Ces récits privilégient l’expérience du langage, le point de vue, la fragmentation. Ils ne visent pas à raconter une histoire au sens traditionnel, mais à explorer la conscience, le temps, la perception.

À retenir

Le Nouveau Roman invente de nouvelles formes pour représenter un monde instable. Le récit devient expérimental, centré sur la perception, la mémoire ou le langage.

L’autofiction et le récit de soi : raconter sa vie pour chercher la vérité

À partir des années 1970-1980, une autre tendance forte s’impose : le récit personnel. L’autofiction, terme popularisé par Serge Doubrovsky, mêle autobiographie et invention. L’auteur raconte sa vie, mais s’accorde la liberté de transformer les faits.

Annie Ernaux, dans La Place (1983) ou Les Années (2008), relie son histoire personnelle à celle de la société française, explorant la mémoire individuelle et collective. Marguerite Duras, dans L’Amant (1984), revisite son adolescence en Indochine tout en travaillant sur la voix narrative et le souvenir. Au XXIᵉ siècle, ce type de récit continue de se développer, porté par le besoin de comprendre son identité et ses origines, comme dans En finir avec Eddy Bellegueule (2014) d’Édouard Louis, qui explore domination sociale et construction de soi.
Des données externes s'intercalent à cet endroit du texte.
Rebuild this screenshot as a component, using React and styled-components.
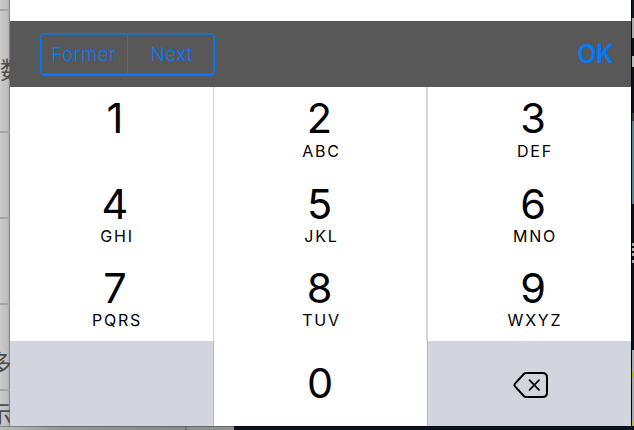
import React from 'react';
import styled, { createGlobalStyle } from 'styled-components';

const Global = createGlobalStyle`
  * { box-sizing: border-box; }
  body { margin: 0; overflow: hidden; font-family: Inter, "Liberation Sans", sans-serif; }
`;

const Desktop = styled.div`
  display: grid;
  grid-template-columns: 10px 621px 3px;
  grid-template-rows: 426px 4px;
  width: 634px;
  height: 430px;
  overflow: hidden;
  background: #0b121c;
`;

const PageEdge = styled.div`
  position: relative;
  overflow: hidden;
  background: linear-gradient(90deg, #cbcbcb 0, #bfbfbf 70%, #b0b0b0 90%, #858585 90%);
`;

const Rule = styled.div`
  position: absolute;
  left: 0;
  top: ${(p) => p.$top}px;
  width: 10px;
  height: 2px;
  background: #a6a6a6;
`;

const EdgeText = styled.span`
  position: absolute;
  left: ${(p) => p.$left}px;
  top: ${(p) => p.$top}px;
  font: 400 24px/28px "Noto Sans CJK SC", sans-serif;
  color: #4d4d50;
  white-space: nowrap;
`;

const Phone = styled.main`
  display: flex;
  flex-direction: column;
  background: #fff;
`;

const Blank = styled.div`
  height: 21px;
`;

const Toolbar = styled.header`
  display: flex;
  align-items: center;
  justify-content: space-between;
  height: 66px;
  padding: 0 17.5px 0 30px;
  background: #585858;
`;

const Segments = styled.div`
  display: grid;
  grid-template-columns: 86px 87px;
  width: 175px;
  height: 43px;
  border: 1px solid #007aff;
  border-bottom-width: 2px;
  border-radius: 5px;
  box-shadow: inset 0 0 0 0.4px #007aff;
`;

const Segment = styled.button`
  padding: 1px 0 0 ${(p) => (p.$divided ? 2 : 0)}px;
  border: 0;
  border-left: ${(p) => (p.$divided ? '1px solid #007aff' : '0')};
  background: none;
  color: #007aff;
  font: 360 18.5px/39px Inter, sans-serif;
  letter-spacing: 0.6px;
`;

const Confirm = styled.button`
  padding: 1px 0 0;
  border: 0;
  background: none;
  color: #007aff;
  font: 600 25px/35px Inter, sans-serif;
  letter-spacing: -0.4px;
`;

const Keypad = styled.section`
  display: grid;
  grid-template-columns: 204px 214px 203px;
  grid-template-rows: 85px 84px 85px 85px;
`;

const Key = styled.button`
  display: flex;
  flex-direction: column;
  align-items: center;
  padding: ${(p) => p.$top}px 0 0 ${(p) => (p.$center ? 0 : 8)}px;
  border: 0;
  border-right: ${(p) => (p.$line ? `${p.$line}px solid ${p.$dark ? '#b4b6b9' : '#d6d6d6'}` : '0')};
  background: ${(p) => (p.$muted ? '#d2d5dd' : '#fff')};
  color: #000;
`;

const Digit = styled.span`
  margin-right: 1px;
  font: 380 41.5px/${(p) => p.$height}px Inter, sans-serif;
`;

const Letters = styled.span`
  margin-right: -3px;
  font: 400 16px/24px Inter, sans-serif;
  letter-spacing: 1.8px;
`;

const DeleteIcon = styled.svg`
  margin: 9.5px 6.5px 0 0;
  width: 35px;
  height: 28px;
`;

const Scenery = styled.div`
  background: linear-gradient(#111924 18px, #aaa 18px 38px, #0b121c 38px 56px, #bbb 56px 67px, #0b121c 67px 113px,
    #333a44 113px 121px, #4f8795 121px 204px, #0b121c 204px 243px, #adb0b3 243px 246px, #0b121c 246px 248px,
    #adb0b3 248px 251px, #0b121c 251px 253px, #adb0b3 253px 256px, #0b121c 256px 260px, #adb0b3 260px 263px,
    #0b121c 263px 350px, #aaa 350px 372px, #b7b320 372px 378px, #aaa 378px 421px, #c0bc18 421px);
  border-left: 1px solid #000;
`;

const BottomEdge = styled.div`
  grid-column: 1 / -1;
  background: linear-gradient(90deg, #bdbdbd 0, #969696 60px, #8b8b8b 185px, #777 185px 187px, #919191 187px 234px, #0b121c 234px);
  box-shadow: inset 0 1px 0 rgba(0, 0, 0, 0.28);
`;

const keys = [
  ['1', ''], ['2', 'ABC'], ['3', 'DEF'],
  ['4', 'GHI'], ['5', 'JKL'], ['6', 'MNO'],
  ['7', 'PQRS'], ['8', 'TUV'], ['9', 'WXYZ'],
];

const lines = [1, 2, 0];

export default function App() {
  return (
    <>
      <Global />
      <Desktop>
        <PageEdge>
          {[9, 131, 217, 303, 389].map((top) => <Rule key={top} $top={top} />)}
          <EdgeText $left={0} $top={55}>数</EdgeText>
          <EdgeText $left={-12} $top={348}>多</EdgeText>
          <EdgeText $left={-12} $top={399}>示</EdgeText>
        </PageEdge>
        <Phone>
          <Blank />
          <Toolbar>
            <Segments>
              <Segment>Former</Segment>
              <Segment $divided>Next</Segment>
            </Segments>
            <Confirm>OK</Confirm>
          </Toolbar>
          <Keypad>
            {keys.map(([digit, letters], i) => (
              <Key key={digit} $center={i % 3 === 1} $line={lines[i % 3]} $top={i < 3 ? 10 : 12}>
                <Digit $height={i < 3 ? 42 : 40}>{digit}</Digit>
                {letters && <Letters>{letters}</Letters>}
              </Key>
            ))}
            <Key $muted $dark $line={1} />
            <Key $center $dark $line={1} $top={21}>
              <Digit $height={42}>0</Digit>
            </Key>
            <Key $muted $top={20} aria-label="Delete">
              <DeleteIcon viewBox="0 0 35 28" fill="none" stroke="#000" strokeLinecap="round" strokeLinejoin="round">
                <path d="M13 2H29.5Q34 2 34 6.5V21.5Q34 26 29.5 26H13Q11.8 26 10.8 25L2 15.3Q.9 14 2 12.7L10.8 3Q11.8 2 13 2Z" strokeWidth="2" />
                <path d="M16.5 9.2L26 18.8M26 9.2L16.5 18.8" strokeWidth="1.7" />
              </DeleteIcon>
            </Key>
          </Keypad>
        </Phone>
        <Scenery />
        <BottomEdge />
      </Desktop>
    </>
  );
}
L’autofiction combine introspection, réflexion sociale et mise en scène de soi. Elle s’inscrit pleinement dans une époque qui interroge les identités et leur construction.

À retenir

Le récit de soi occupe une place essentielle aux XXᵉ et XXIᵉ siècles. Il sert à comprendre sa propre existence et à analyser la société à travers une expérience personnelle.

Conclusion

Du témoignage historique au récit expérimental, du roman de guerre à l’autofiction, le récit des XXᵉ et XXIᵉ siècles reflète la diversité et la complexité du monde contemporain. Il cherche à dire la violence, l’incertitude, la mémoire, mais aussi l’intimité et les identités multiples. En inventant de nouvelles formes ou en transformant les anciennes, les écrivains montrent que raconter reste un moyen essentiel pour comprendre l’expérience humaine et interroger notre place dans l’histoire.